(Web page code records)
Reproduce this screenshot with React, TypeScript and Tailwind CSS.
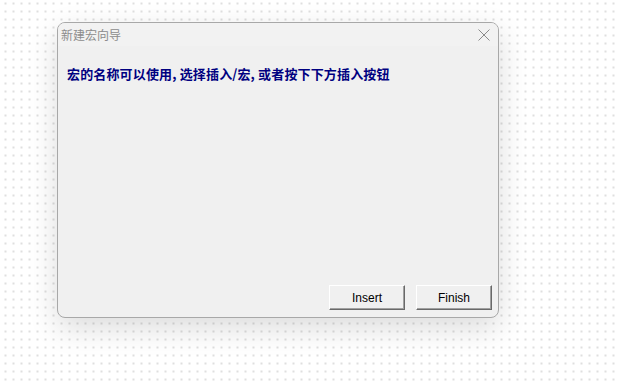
import React from "react";

function ClassicButton({ label }: { label: string }) {
  return (
    <button
      className="w-[76px] h-[25px] bg-[#f0f0f0] border-t border-l border-white border-r border-b border-r-[#696969] border-b-[#696969] shadow-[inset_-1px_-1px_0_#a0a0a0] text-[12px] text-black font-['Liberation_Sans',Arial,sans-serif] flex items-center justify-center"
    >
      {label}
    </button>
  );
}

export default function App() {
  return (
    <div className="w-[617px] h-[381px] overflow-hidden bg-white bg-[radial-gradient(circle,#cdcdcd_0.6px,transparent_0.9px)] bg-[size:8px_8px] bg-[position:1.5px_-0.5px] pl-[57px] pt-[22px]">
      {/* dialog window */}
      <div className="w-[442px] h-[296px] rounded-[8px] border border-[#a8a8a8] bg-[#f0f0f0] shadow-[0_10px_30px_rgba(0,0,0,0.14)] overflow-hidden flex flex-col">
        <div className="h-[23px] bg-[#f2f2f2] flex items-center justify-between pl-[3px] pr-[8px]">
          <span className="text-[12px] text-[#8c8c8c] font-['Noto_Sans_CJK_SC',sans-serif] leading-none">
            新建宏向导
          </span>
          <svg width="12" height="12" viewBox="0 0 12 12" className="mt-[1px]">
            <path d="M0.5 0.5 L11.5 11.5 M11.5 0.5 L0.5 11.5" stroke="#8a8a8a" strokeWidth="1" fill="none" />
          </svg>
        </div>
        <div className="flex-1 flex flex-col pl-[9px] pr-[6px] pt-[20px] pb-[7px]">
          <p className="text-[13px] font-bold text-[#000080] leading-[16px] tracking-[0.15px] font-['Noto_Sans_CJK_SC',sans-serif]">
            宏的名称可以使用, 选择插入/宏, 或者按下下方插入按钮
          </p>
          <div className="mt-auto flex justify-end gap-[11px]">
            <ClassicButton label="Insert" />
            <ClassicButton label="Finish" />
          </div>
        </div>
      </div>
    </div>
  );
}
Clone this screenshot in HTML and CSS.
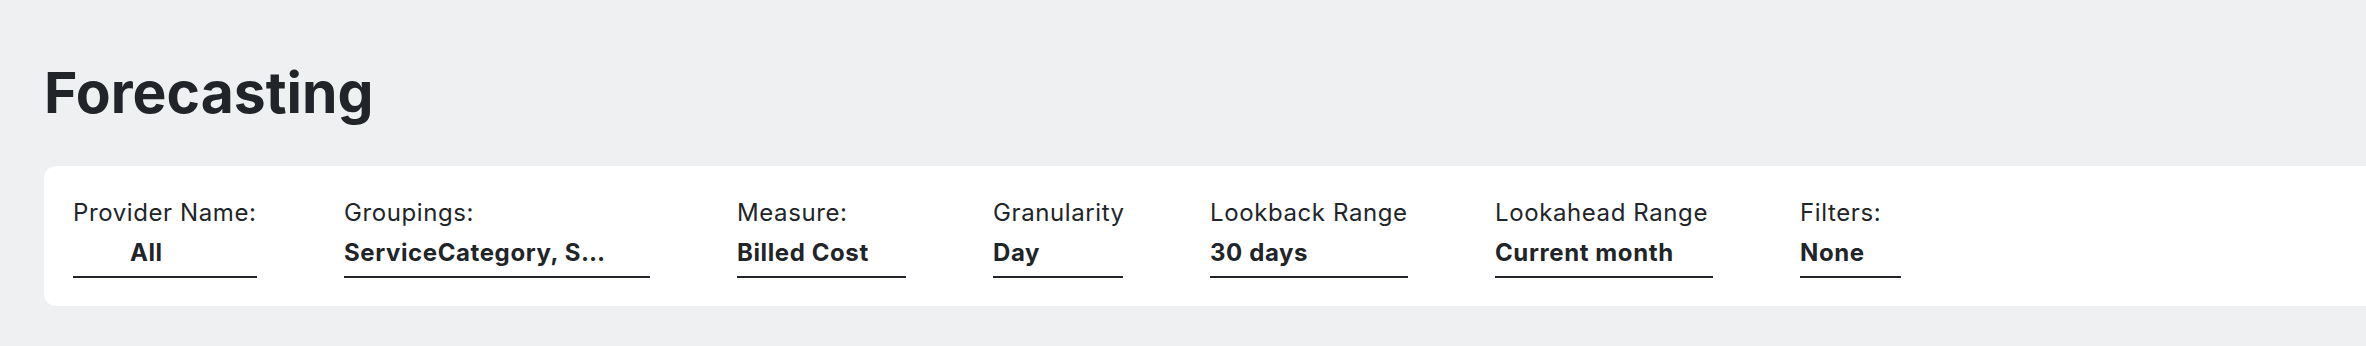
FILE: index.html
```html
<!DOCTYPE html>
<html lang="en">
<head>
    <meta charset="UTF-8">
    <meta name="viewport" content="width=device-width, initial-scale=1.0">
    <title>Forecasting</title>
    <link rel="stylesheet" href="styles.css">
</head>
<body>
    <main class="page">
        <h1 class="page-title">Forecasting</h1>

        <div class="toolbar">
            <div class="field field-provider">
                <span class="field-label">Provider Name:</span>
                <div class="field-value">All</div>
            </div>
            <div class="field field-groupings">
                <span class="field-label">Groupings:</span>
                <div class="field-value">ServiceCategory, S…</div>
            </div>
            <div class="field field-measure">
                <span class="field-label">Measure:</span>
                <div class="field-value">Billed Cost</div>
            </div>
            <div class="field field-granularity">
                <span class="field-label">Granularity</span>
                <div class="field-value">Day</div>
            </div>
            <div class="field field-lookback">
                <span class="field-label">Lookback Range</span>
                <div class="field-value">30 days</div>
            </div>
            <div class="field field-lookahead">
                <span class="field-label">Lookahead Range</span>
                <div class="field-value">Current month</div>
            </div>
            <div class="field field-filters">
                <span class="field-label">Filters:</span>
                <div class="field-value">None</div>
            </div>
        </div>
    </main>
</body>
</html>
```

FILE: styles.css
```css
html, body {
    margin: 0;
    padding: 0;
    background-color: #eff0f2;
    overflow: hidden;
}
body {
    font-family: Inter, "Noto Sans", sans-serif;
    color: #212529;
}
.page {
    padding: 57px 0 0 44px;
}
.page-title {
    margin: 0 0 37px 0;
    font-size: 57px;
    line-height: 72px;
    font-weight: 700;
    letter-spacing: 0;
}
.toolbar {
    display: flex;
    gap: 87px;
    width: 2400px;
    padding: 29px 29px 28px 29px;
    background-color: #fff;
    border-radius: 12px;
}
.field {
    display: flex;
    flex-direction: column;
    gap: 4px;
}
.field-label {
    font-size: 24px;
    line-height: 36px;
    letter-spacing: 0.6px;
    white-space: nowrap;
}
.field-value {
    font-size: 24px;
    line-height: 36px;
    font-weight: 700;
    letter-spacing: 0.6px;
    padding-bottom: 5px;
    border-bottom: 2px solid #212529;
    white-space: nowrap;
}
.field-provider { width: 184px; }
.field-provider .field-value { padding-left: 57px; }
.field-groupings { width: 306px; }
.field-measure { width: 169px; }
.field-granularity { width: 130px; }
.field-lookback { width: 198px; }
.field-lookahead { width: 218px; }
.field-filters { width: 101px; }
```
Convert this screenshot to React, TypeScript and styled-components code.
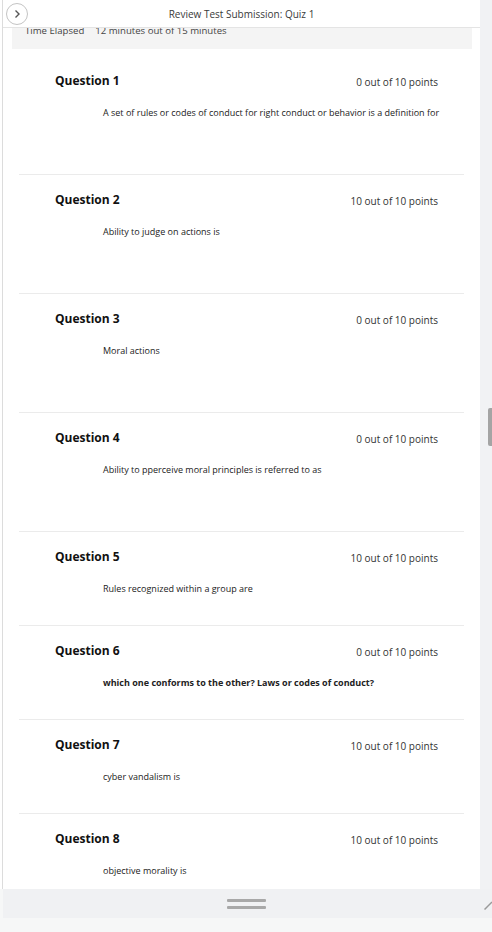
import React from "react";
import styled, { createGlobalStyle } from "styled-components";

const GlobalStyle = createGlobalStyle`
  html, body { margin: 0; padding: 0; }
  body {
    background: #f6f7f7;
    font-family: "Open Sans", "Liberation Sans", sans-serif;
    color: #222;
  }
`;

const Frame = styled.div`
  width: 492px;
  height: 932px;
  display: flex;
  flex-direction: column;
  background: #f6f7f7;
  overflow: hidden;
`;

const Viewport = styled.div`
  height: 889px;
  display: flex;
  background: #ffffff;
`;

const Panel = styled.div`
  width: 477px;
  margin-left: 2px;
  border-left: 1px solid #dcdcdc;
  background: #ffffff;
  display: flex;
  flex-direction: column;
  overflow: hidden;
`;

const Header = styled.header`
  flex: none;
  height: 28px;
  box-sizing: border-box;
  border-bottom: 1px solid #e4e4e4;
  display: grid;
  grid-template-columns: 40px 1fr 40px;
  align-items: center;
  margin-left: -3px;
  padding-left: 3px;
`;

const CircleButton = styled.button`
  width: 22px;
  height: 22px;
  margin-left: 3px;
  padding: 0;
  border-radius: 50%;
  border: 1px solid #c4c4c4;
  background: #fff;
  display: flex;
  align-items: center;
  justify-content: center;
`;

const Title = styled.div`
  text-align: center;
  font-size: 10px;
  color: #3a3a3a;
  margin-top: 1px;
`;

const TimeBox = styled.div`
  flex: none;
  height: 21px;
  margin: 0 8px 0 9px;
  background: #f4f4f4;
  overflow: hidden;
  padding-left: 13px;
  box-sizing: border-box;
`;

const TimeText = styled.div`
  margin-top: -3px;
  font-size: 9.6px;
  line-height: 12px;
  color: #444;
  display: flex;
  gap: 11px;
`;

const QuestionList = styled.div`
  margin: 7px 16px 0 16px;
  display: flex;
  flex-direction: column;
`;

const QuestionBlock = styled.section<{ $tall: boolean; $first: boolean }>`
  border-top: ${(p) => (p.$first ? "none" : "1.5px solid #ebebeb")};
  padding: 17px 26px ${(p) => (p.$tall ? "55px" : "30px")} 36px;
  display: flex;
  flex-direction: column;
  gap: 18px;
`;

const QuestionHead = styled.div`
  display: flex;
  justify-content: space-between;
  align-items: center;
  height: 16px;
`;

const QuestionTitle = styled.h3`
  margin: 0;
  font-size: 12px;
  font-weight: 700;
  color: #111;
  line-height: 16px;
`;

const Points = styled.span`
  font-size: 10px;
  color: #333;
  margin-top: 2px;
`;

const QuestionText = styled.p<{ $bold: boolean }>`
  margin: 0 -20px 0 48px;
  font-size: 9px;
  line-height: 12px;
  white-space: nowrap;
  color: #222;
  font-weight: ${(p) => (p.$bold ? 700 : 400)};
`;

const Gutter = styled.div`
  flex: 1;
  background: #f1f2f4;
  position: relative;
`;

const Thumb = styled.div`
  position: absolute;
  right: 0;
  top: 408px;
  width: 4px;
  height: 38px;
  background: #a4a4a4;
  border-radius: 2px 0 0 2px;
`;

const BottomBar = styled.div`
  height: 29px;
  margin-left: 3px;
  background: #f0f1f3;
  display: flex;
  flex-direction: column;
  align-items: center;
  justify-content: center;
  gap: 4px;
  position: relative;
`;

const HandleLine = styled.div`
  width: 39px;
  height: 3px;
  background: #a8a8a8;
  border-radius: 1px;
  margin-left: -3px;
`;

const ResizeGrip = styled.svg`
  position: absolute;
  right: 0;
  top: 12px;
`;

const questions = [
  { n: 1, pts: "0 out of 10 points", text: "A set of rules or codes of conduct for right conduct or behavior is a definition for", tall: true },
  { n: 2, pts: "10 out of 10 points", text: "Ability to judge on actions is", tall: true },
  { n: 3, pts: "0 out of 10 points", text: "Moral actions", tall: true },
  { n: 4, pts: "0 out of 10 points", text: "Ability to pperceive moral principles is referred to as", tall: true },
  { n: 5, pts: "10 out of 10 points", text: "Rules recognized within a group are", tall: false },
  { n: 6, pts: "0 out of 10 points", text: "which one conforms to the other? Laws or codes of conduct?", tall: false, bold: true },
  { n: 7, pts: "10 out of 10 points", text: "cyber vandalism is", tall: false },
  { n: 8, pts: "10 out of 10 points", text: "objective morality is", tall: false },
];

export default function App() {
  return (
    <>
      <GlobalStyle />
      <Frame>
        <Viewport>
          <Panel>
            <Header>
              <CircleButton aria-label="Open menu">
                <svg width="8" height="10" viewBox="0 0 8 10">
                  <path d="M2.5 1.5 L6 5 L2.5 8.5" fill="none" stroke="#555" strokeWidth="1.4" />
                </svg>
              </CircleButton>
              <Title>Review Test Submission: Quiz 1</Title>
              <span />
            </Header>
            <TimeBox>
              <TimeText>
                <span>Time Elapsed</span>
                <span>12 minutes out of 15 minutes</span>
              </TimeText>
            </TimeBox>
            <QuestionList>
              {questions.map((q, i) => (
                <QuestionBlock key={q.n} $tall={q.tall} $first={i === 0}>
                  <QuestionHead>
                    <QuestionTitle>Question {q.n}</QuestionTitle>
                    <Points>{q.pts}</Points>
                  </QuestionHead>
                  <QuestionText $bold={!!q.bold}>{q.text}</QuestionText>
                </QuestionBlock>
              ))}
            </QuestionList>
          </Panel>
          <Gutter>
            <Thumb />
          </Gutter>
        </Viewport>
        <BottomBar>
          <HandleLine />
          <HandleLine />
          <ResizeGrip width="8" height="9" viewBox="0 0 8 9">
            <path d="M0.5 8.5 L8 1" stroke="#9a9a9a" strokeWidth="1.5" />
          </ResizeGrip>
        </BottomBar>
      </Frame>
    </>
  );
}
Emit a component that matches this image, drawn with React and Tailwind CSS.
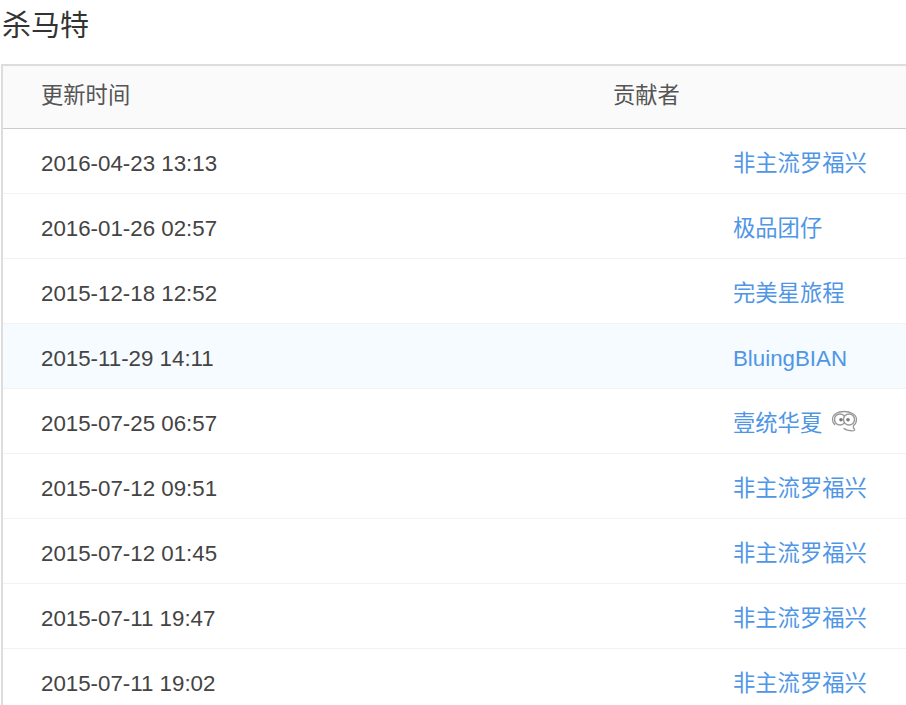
const rows = [
  ["2016-04-23 13:13", "非主流罗福兴", 0],
  ["2016-01-26 02:57", "极品团仔", 0],
  ["2015-12-18 12:52", "完美星旅程", 0],
  ["2015-11-29 14:11", "BluingBIAN", 0, true],
  ["2015-07-25 06:57", "壹统华夏", 1],
  ["2015-07-12 09:51", "非主流罗福兴", 0],
  ["2015-07-12 01:45", "非主流罗福兴", 0],
  ["2015-07-11 19:47", "非主流罗福兴", 0],
  ["2015-07-11 19:02", "非主流罗福兴", 0],
];

function Badge() {
  return (
    <svg width="27" height="24" viewBox="0 0 27 24" fill="none" className="ml-[9px] mb-[3px] shrink-0" stroke="#999">
      <path d="M4 15C2.500 13.500 1.500 11.500 1.500 9.500 1.500 5 6 1.500 13 1.500s12.500 3.500 12.500 8c0 2.500-1 4.500-3 6-.5 1.500 0 2.800 1 3.800.5 1-.5 1.500-2 1.500-4 0-7-1-9-2.500" strokeWidth="1.300" />
      <circle cx="9" cy="9.500" r="5.500" strokeWidth="1.400" fill="#fff" />
      <circle cx="18" cy="9.500" r="5.500" strokeWidth="1.400" fill="#fff" />
      <circle cx="10" cy="9.800" r="1.800" fill="#777" stroke="none" />
      <circle cx="17" cy="9.800" r="1.800" fill="#777" stroke="none" />
    </svg>
  );
}

export default function App() {
  return (
    <div className="h-[705px] w-[906px] overflow-hidden bg-white font-['Liberation_Sans','Noto_Sans_CJK_SC',sans-serif] text-[22.3px] text-[#444]">
      <h1 className="ml-[2px] h-[64px] pt-[7px] text-[29px] font-normal leading-[38px] text-[#333]">杀马特</h1>
      <div className="ml-[1px] w-[920px] border-l-2 border-t-2 border-[#ddd]">
        <div className="flex h-[63px] items-center border-b border-[#ccc] bg-[#fafafa] pb-[3px] pl-[38px]">
          <span className="w-[572px] text-[#555]">更新时间</span>
          <span className="text-[#555]">贡献者</span>
        </div>
        {rows.map(([t, name, badge, hl]) => (
          <div
            key={t + name}
            className={`flex h-[65px] items-center border-b border-[#f2f2f2] pl-[38px] pt-[5px] ${hl ? "bg-[#f5fbff]" : ""}`}
          >
            <span className="w-[692px] shrink-0">{t}</span>
            <span className="text-[#4f96e6]">{name}</span>
            {badge ? <Badge /> : null}
          </div>
        ))}
      </div>
    </div>
  );
}
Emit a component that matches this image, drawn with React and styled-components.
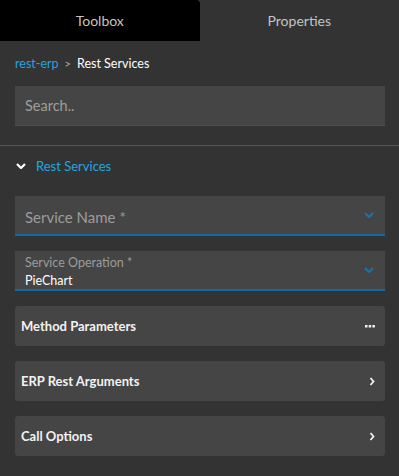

- **TASK**
Find each line with the string "that" and copy it out.

- **SOLUTION FOR THIS TASK**
Emit a component that matches this image, drawn with React and Tailwind CSS.
Emit a component that matches this image, drawn with React and styled-components.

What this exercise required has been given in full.